Yes America doesn’t have an official language, but if you had to pick between living here with fluent Spanish and no English, vs. fluent English but no Spanish, which do you think is gonna give you an easier time by far?
I don’t find 21% illiteracy hard to believe. I went to a particularly good high school, and even there about 1/5 kids could only read books aloud in a painfully halting, word-by-word manner. And they could either read aloud or understand what they read, not both. And again this was a top-rated high school in the area by far. And just look at the social media trend of flashing words one by one as captions - people pretend it’s for those with sound down or hearing difficulties, but the truth is it makes the content vastly more digestible for people who can’t pay attention to words but get overwhelmed by the sight of full sentences. So even the people who can read are fantastically bad at it.

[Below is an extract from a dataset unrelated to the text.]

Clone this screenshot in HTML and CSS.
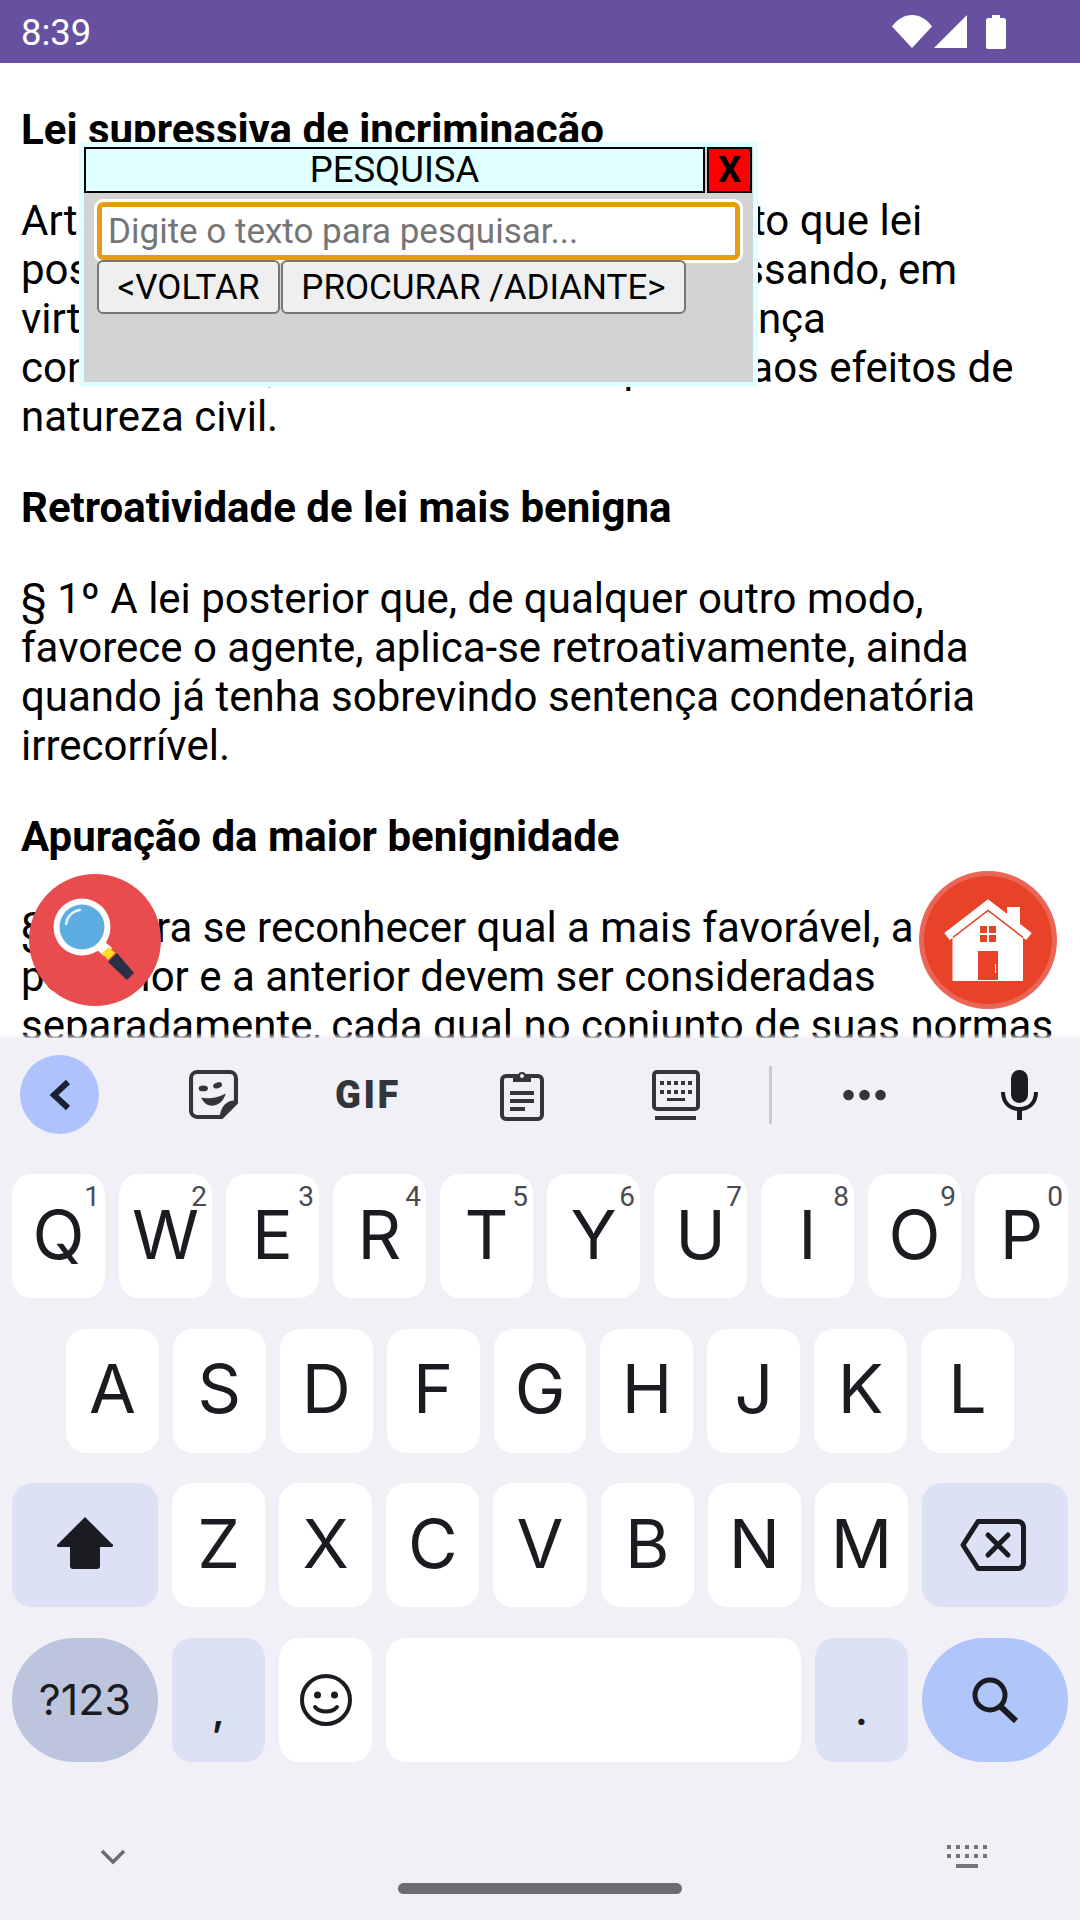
FILE: index.html
```html
<!DOCTYPE html>
<html lang="pt-BR">
<head>
<meta charset="utf-8">
<title>Código Penal</title>
<link rel="stylesheet" href="styles.css">
</head>
<body>
<div class="screen">
  <header class="status">
    <span class="clock">8:39</span>
    <div class="status-icons">
      <svg class="ic-wifi" viewBox="0 0 40 33"><path d="M0 11.5C5 4.500 12 0 20 0s15 4.500 20 11.500L20 33z"/></svg>
      <svg class="ic-signal" viewBox="0 0 33 33"><path d="M33 0v33H0z"/></svg>
      <svg class="ic-battery" viewBox="0 0 20 34"><path d="M6 0h8v3h3.500A2.500 2.500 0 0 1 20 5.500V32a2 2 0 0 1-2 2H2a2 2 0 0 1-2-2V5.500A2.500 2.500 0 0 1 2.500 3H6z"/></svg>
    </div>
  </header>

  <main class="article">
    <h2>Lei supressiva de incriminação</h2>
    <p>Art. 2º Ninguém pode ser punido por fato que lei posterior deixa de considerar crime, cessando, em virtude dela a execução da citada sentença condenatória, mas não mesmo quanto aos efeitos de natureza civil.</p>
    <h2>Retroatividade de lei mais benigna</h2>
    <p>§ 1º A lei posterior que, de qualquer outro modo, favorece o agente, aplica-se retroativamente, ainda quando já tenha sobrevindo sentença condenatória irrecorrível.</p>
    <h2>Apuração da maior benignidade</h2>
    <p>§ 2° Para se reconhecer qual a mais favorável, a lei posterior e a anterior devem ser consideradas separadamente, cada qual no conjunto de suas normas</p>
  </main>

  <section class="finder">
    <div class="finder-head">
      <div class="finder-title">PESQUISA</div>
      <div class="finder-close">X</div>
    </div>
    <input class="finder-input" type="text" placeholder="Digite o texto para pesquisar...">
    <div class="finder-actions">
      <button class="finder-btn" type="button">&lt;VOLTAR</button>
      <button class="finder-btn wide" type="button">PROCURAR /ADIANTE&gt;</button>
    </div>
  </section>

  <!-- Floating magnifier shortcut -->
  <svg class="fab fab-search" viewBox="0 0 132 132">
    <circle cx="66" cy="66" r="66" fill="#e84c4f"/>
    <path d="M68 76l8-8 7 6-8 8z" fill="#fff"/>
    <path d="M80 73l6 6-7 7-6-7z" fill="#ffdd22"/>
    <path d="M88 79l17 20-7 7-19-18z" fill="#2b3047"/>
    <circle cx="53" cy="53" r="28.500" fill="#fff"/>
    <circle cx="53" cy="53" r="22.500" fill="#5dade2"/>
    <path d="M37 50c1-7 6-13 14-14" fill="none" stroke="#fff" stroke-width="2.500" stroke-linecap="round" opacity=".85"/>
  </svg>

  <!-- Floating home shortcut -->
  <svg class="fab fab-home" viewBox="0 0 138 138">
    <circle cx="69" cy="69" r="69" fill="#eb6656"/>
    <circle cx="69" cy="69" r="64" fill="#e84228"/>
    <path d="M88 36h13v22H88z" fill="#fff"/>
    <path d="M28 65.500L69 34l41 31.500" fill="none" stroke="#fff" stroke-width="9"/>
    <path d="M33.500 110V66L69 40l35 26v44z" fill="#fff"/>
    <path d="M34 66.400L69 39.500l35 26.900" fill="none" stroke="#e84228" stroke-width="1.500"/>
    <path d="M61 55h7v7h-7zM70 55h7v7h-7zM61 64h7v7h-7zM70 64h7v7h-7z" fill="#e84228"/>
    <path d="M59 80h20v29H59z" fill="#e84228"/>
    <path d="M76 93h1v9h-1z" fill="#fff"/>
  </svg>

  <footer class="keyboard">
    <div class="toolbar">
      <div class="tb-back">
        <svg class="ic-back" viewBox="0 0 24 32"><path d="M20 3L6 16l14 13" fill="none" stroke="#1b1f33" stroke-width="6"/></svg>
      </div>
      <svg class="ic-sticker" viewBox="0 0 48 48">
        <path d="M8 2h32a6 6 0 0 1 6 6v24L32 46H8a6 6 0 0 1-6-6V8a6 6 0 0 1 6-6z" fill="none" stroke="#34353a" stroke-width="4"/>
        <path d="M46 30c-8-1-15 5-16 16z" fill="#34353a"/>
        <ellipse cx="14" cy="18" rx="4.500" ry="2.800" fill="#34353a"/>
        <ellipse cx="28" cy="15" rx="4.500" ry="2.800" fill="#34353a" transform="rotate(-20 28 15)"/>
        <path d="M12 27c8 2 17 0 24-4-2 8-8 12-14 12-4 0-8-3-10-8z" fill="#34353a"/>
      </svg>
      <span class="gif">GIF</span>
      <svg class="ic-clip" viewBox="0 0 44 52">
        <path d="M6 7h32a4 4 0 0 1 4 4v35a4 4 0 0 1-4 4H6a4 4 0 0 1-4-4V11a4 4 0 0 1 4-4z" fill="none" stroke="#34353a" stroke-width="4"/>
        <path d="M13 13V7h5a4 4 0 0 1 8 0h5v6z" fill="#34353a"/>
        <circle cx="22" cy="7" r="2" fill="#f0f0f6"/>
        <path d="M10 22h24v4H10zM10 30h24v4H10zM10 38h15v4H10z" fill="#34353a"/>
      </svg>
      <svg class="ic-kbd" viewBox="0 0 48 50">
        <rect x="2" y="2" width="44" height="37" rx="3" fill="none" stroke="#34353a" stroke-width="4"/>
        <path d="M8 11h4v4H8zM15 11h4v4h-4zM22 11h4v4h-4zM29 11h4v4h-4zM36 11h4v4h-4zM8 20h4v4H8zM15 20h4v4h-4zM22 20h4v4h-4zM29 20h4v4h-4zM36 20h4v4h-4zM15 28h18v3H15zM3 46h41v4H3z" fill="#34353a"/>
      </svg>
      <div class="tb-sep"></div>
      <svg class="ic-more" viewBox="0 0 43 12"><circle cx="5.500" cy="6" r="5.300"/><circle cx="21.500" cy="6" r="5.300"/><circle cx="37.500" cy="6" r="5.300"/></svg>
      <svg class="ic-mic" viewBox="0 0 37 50">
        <rect x="10" y="0" width="17" height="33" rx="8.500" fill="#1b1c21"/>
        <path d="M2 22c0 11 7 17 16.500 17S35 33 35 22" fill="none" stroke="#1b1c21" stroke-width="4"/>
        <path d="M16 38h5v12h-5z" fill="#1b1c21"/>
      </svg>
    </div>

    <div class="rows">
      <div class="row">
        <div class="key">Q<sup class="hint">1</sup></div>
        <div class="key">W<sup class="hint">2</sup></div>
        <div class="key">E<sup class="hint">3</sup></div>
        <div class="key">R<sup class="hint">4</sup></div>
        <div class="key">T<sup class="hint">5</sup></div>
        <div class="key">Y<sup class="hint">6</sup></div>
        <div class="key">U<sup class="hint">7</sup></div>
        <div class="key">I<sup class="hint">8</sup></div>
        <div class="key">O<sup class="hint">9</sup></div>
        <div class="key">P<sup class="hint">0</sup></div>
      </div>
      <div class="row row-home">
        <div class="key">A</div><div class="key">S</div><div class="key">D</div><div class="key">F</div><div class="key">G</div><div class="key">H</div><div class="key">J</div><div class="key">K</div><div class="key">L</div>
      </div>
      <div class="row">
        <div class="key mod">
          <svg class="ic-shift" viewBox="0 0 56 52"><path d="M28 0l27 27a1.500 1.500 0 0 1-1 3H43v19a3 3 0 0 1-3 3H16a3 3 0 0 1-3-3V30H2a1.500 1.500 0 0 1-1-3z"/></svg>
        </div>
        <div class="key">Z</div><div class="key">X</div><div class="key">C</div><div class="key">V</div><div class="key">B</div><div class="key">N</div><div class="key">M</div>
        <div class="key mod">
          <svg class="ic-del" viewBox="0 0 66 52">
            <path d="M18 2.500h40a5.500 5.500 0 0 1 5.500 5.500v36a5.500 5.500 0 0 1-5.500 5.500H18L3 26z" fill="none" stroke="#1b1c21" stroke-width="5" stroke-linejoin="round"/>
            <path d="M28 16l20 20M48 16L28 36" fill="none" stroke="#1b1c21" stroke-width="5" stroke-linecap="round"/>
          </svg>
        </div>
      </div>
      <div class="row row-last">
        <div class="key mod round alt">?123</div>
        <div class="key narrow punct"><span>,</span></div>
        <div class="key narrow">
          <svg class="ic-emoji" viewBox="0 0 52 52">
            <circle cx="26" cy="26" r="24" fill="none" stroke="#1b1c21" stroke-width="4"/>
            <circle cx="17.500" cy="21" r="3.500" fill="#1b1c21"/><circle cx="34.500" cy="21" r="3.500" fill="#1b1c21"/>
            <path d="M15 33c5 6 17 6 22 0" fill="none" stroke="#1b1c21" stroke-width="4" stroke-linecap="round"/>
          </svg>
        </div>
        <div class="key space"></div>
        <div class="key narrow punct"><span>.</span></div>
        <div class="key mod round action">
          <svg class="ic-search" viewBox="0 0 46 46"><circle cx="18" cy="18" r="15" fill="none" stroke="#1b1c21" stroke-width="5"/><path d="M28 29l16 15" fill="none" stroke="#1b1c21" stroke-width="6"/></svg>
        </div>
      </div>
    </div>

    <nav class="nav">
      <svg class="ic-hide" viewBox="0 0 26 16"><path d="M2 2l11 11L24 2" fill="none" stroke="#6b6b70" stroke-width="3.500"/></svg>
      <div class="pill"></div>
      <svg class="ic-switch" viewBox="0 0 41 23"><path d="M0 0h4v4H0zM9 0h4v4H9zM18 0h4v4h-4zM27 0h4v4h-4zM36 0h4v4h-4zM0 9h4v4H0zM9 9h4v4H9zM18 9h4v4h-4zM27 9h4v4h-4zM36 9h4v4h-4zM9 19h22v4H9z" fill="#74747a"/></svg>
    </nav>
  </footer>
</div>
</body>
</html>
```
FILE: styles.css
```css
* { box-sizing: border-box; }

html, body { margin: 0; padding: 0; }

body {
  width: 1080px;
  height: 1920px;
  overflow: hidden;
  font-family: Roboto, "Liberation Sans", sans-serif;
  background: #fff;
}

.screen {
  position: relative;
  width: 1080px;
  height: 1920px;
  display: flex;
  flex-direction: column;
  overflow: hidden;
}

/* Status bar */
.status {
  height: 63px;
  flex: none;
  display: flex;
  align-items: center;
  justify-content: space-between;
  padding: 2px 74px 0 21px;
  background: #67509f;
  color: #fff;
}

.clock { font-size: 36.500px; line-height: 61px; }

.status-icons { display: flex; align-items: flex-start; height: 34px; margin-top: -2px; fill: #fff; }
.ic-wifi { width: 40px; height: 33px; margin-right: 2px; }
.ic-signal { width: 33px; height: 33px; margin-right: 19px; }
.ic-battery { width: 20px; height: 34px; }

/* Article */
.article {
  flex: 1;
  min-height: 0;
  overflow: hidden;
  padding: 42px 21px 0;
  color: #000;
  font-size: 42px;
  line-height: 49px;
}

.article h2 { margin: 0 0 42px; font-size: 42px; font-weight: 700; }
.article p { margin: 0 0 42px; }

/* Search popup */
.finder {
  position: absolute;
  left: 79px;
  top: 142px;
  width: 679px;
  height: 245px;
  border: 5px solid #e0ffff;
  background: #d3d3d3;
}

.finder-head { display: flex; gap: 2px; height: 46px; }

.finder-title {
  width: 621px;
  border: 2px solid #000;
  background: #e0ffff;
  color: #000;
  font-size: 36.500px;
  line-height: 42px;
  text-align: center;
}

.finder-close {
  width: 45px;
  border: 2px solid #000;
  background: #f00;
  color: #000;
  font-size: 36.500px;
  font-weight: 700;
  line-height: 42px;
  text-align: center;
}

.finder-input {
  display: block;
  width: 643px;
  height: 58px;
  margin: 9px 0 0 13px;
  padding: 0 6px;
  border: 5px solid #e59b17;
  border-radius: 6px;
  outline: 3px solid #fff;
  background: #fff;
  font-family: inherit;
  font-size: 35px;
}

.finder-input::placeholder { color: #757575; opacity: 1; }

.finder-actions { position: relative; display: flex; padding-left: 13px; }

.finder-btn {
  width: 183px;
  height: 54px;
  padding: 0;
  border: 2px solid #767676;
  border-radius: 6px;
  background: #efefef;
  color: #000;
  font-family: inherit;
  font-size: 35px;
}

.finder-btn.wide { width: 405px; margin-left: 1px; }

/* Floating shortcuts */
.fab { position: absolute; display: block; }
.fab-search { left: 29px; top: 874px; width: 132px; height: 132px; }
.fab-home { left: 919px; top: 871px; width: 138px; height: 138px; }

/* Keyboard */
.keyboard {
  position: relative;
  flex: none;
  height: 882px;
  display: flex;
  flex-direction: column;
  background: #f0f0f6;
  color: #1b1c21;
}

/* Soft fade where the keyboard meets the page */
.keyboard::before {
  content: "";
  position: absolute;
  left: 0;
  right: 0;
  top: -5px;
  height: 5px;
  background: linear-gradient(rgba(240, 240, 246, 0), rgba(240, 240, 246, .8));
}

.toolbar {
  flex: none;
  height: 136px;
  display: flex;
  align-items: center;
  padding: 0 0 23px 20px;
}

.tb-back {
  flex: none;
  width: 79px;
  height: 79px;
  border-radius: 50%;
  background: #aec2fb;
  display: flex;
  align-items: center;
  justify-content: center;
}

.ic-back { width: 24px; height: 32px; }
.ic-sticker { flex: none; width: 49px; height: 49px; margin-left: 90px; }
.gif { flex: none; width: 64px; margin-left: 97px; font-size: 38px; font-weight: 900; letter-spacing: 2.500px; color: #34353a; line-height: 1; }
.ic-clip { flex: none; width: 44px; height: 52px; margin-left: 101px; }
.ic-kbd { flex: none; width: 48px; height: 50px; margin-left: 108px; }
.tb-sep { flex: none; width: 3px; height: 58px; margin-left: 69px; background: #c9cad1; }
.ic-more { flex: none; width: 43px; height: 12px; margin-left: 71px; fill: #34353a; }
.ic-mic { flex: none; width: 37px; height: 50px; margin-left: 115px; }

.rows { display: flex; flex-direction: column; gap: 30.500px; padding: 0 12px; flex: none; }
.row { display: flex; gap: 14px; height: 124px; }
.row-home { padding: 0 54px; }

.key {
  position: relative;
  flex: 1;
  min-width: 0;
  display: flex;
  align-items: center;
  justify-content: center;
  padding-bottom: 5px;
  border-radius: 20px;
  background: #fff;
  font-family: Inter, Roboto, sans-serif;
  font-size: 68px;
  line-height: 1;
}

.hint {
  position: absolute;
  top: 9px;
  right: 5px;
  font-family: Roboto, sans-serif;
  font-size: 28px;
  line-height: 1;
  color: #4a4a4f;
  vertical-align: baseline;
}

.key.mod { flex: none; width: 146px; padding-bottom: 0; background: #dce1f6; }
.key.round { border-radius: 62px; }
.key.alt { background: #bcc5dd; font-size: 43px; }
.key.action { background: #b0c5f9; }
.key.narrow { flex: none; width: 93px; padding-bottom: 0; }
.key.space { flex: 1; }
.key.punct { background: #dce1f6; font-size: 40px; font-weight: 600; }
.key.punct span { transform: translateY(11px); }

.ic-shift { width: 56px; height: 52px; margin-bottom: 4px; fill: #1b1c21; }
.ic-del { width: 66px; height: 52px; margin-right: 4px; }
.ic-emoji { width: 52px; height: 52px; }
.ic-search { width: 46px; height: 46px; }

/* Navigation strip under the keys */
.nav {
  flex: 1;
  display: flex;
  align-items: flex-end;
  padding: 0 0 26px 100px;
}

.ic-hide { width: 26px; height: 16px; margin: 0 272px 29px 0; }
.pill { width: 284px; height: 11px; border-radius: 6px; background: #6b6b70; margin-right: 265px; }
.ic-switch { width: 41px; height: 23px; margin-bottom: 26px; }
```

you miss my point. it’s not 21% illiteracy. it’s 21% english illiteracy. the last time i read the statistics on it (iirc it was the 2022 numbers but i don’t really care to find them again) 21% were illiterate in english. 2% were not literate in any language. somewhere between 12% and 18% had something between a 6th and 9th grade literacy level in some written language. I’m not arguing whether it is easier to be literate and/or fluent in the lingua franca. i’m just saying you are taking a shortsighted view if you only look at the english language.
No disrespect, but I believe you have missed my point - I understood that you’re pointing out that only looking at English literacy is shortsighted. I’m suggesting that English literacy is by far the only significant metric when it comes to someone’s ability to function, especially with poltical wisdom, in the United States. It doesn’t really matter if half the population is fluent in Vietnamese when all the political debates are in English. This forces them to rely on third-party (questionable) commentary and interpretation for all their news and understanding of the political environment.
If we were talking about a country like Switzerland, where signage, documents, and official material is easily accessible in multiple languages, and where political discussion widely occurs im multiple languages, then I would agree that measuring only German literacy is misleading and not meaningful. But the United States is not that type of country, so it is specifically English literacy that matters, especially when we’re talking about being politically informed.
TLDR; if I speak fluent Latin, but no other languages, and I live in Kentucky, it is pretty fair to describe me as illiterate. The literacy I do possess functionally does not exist.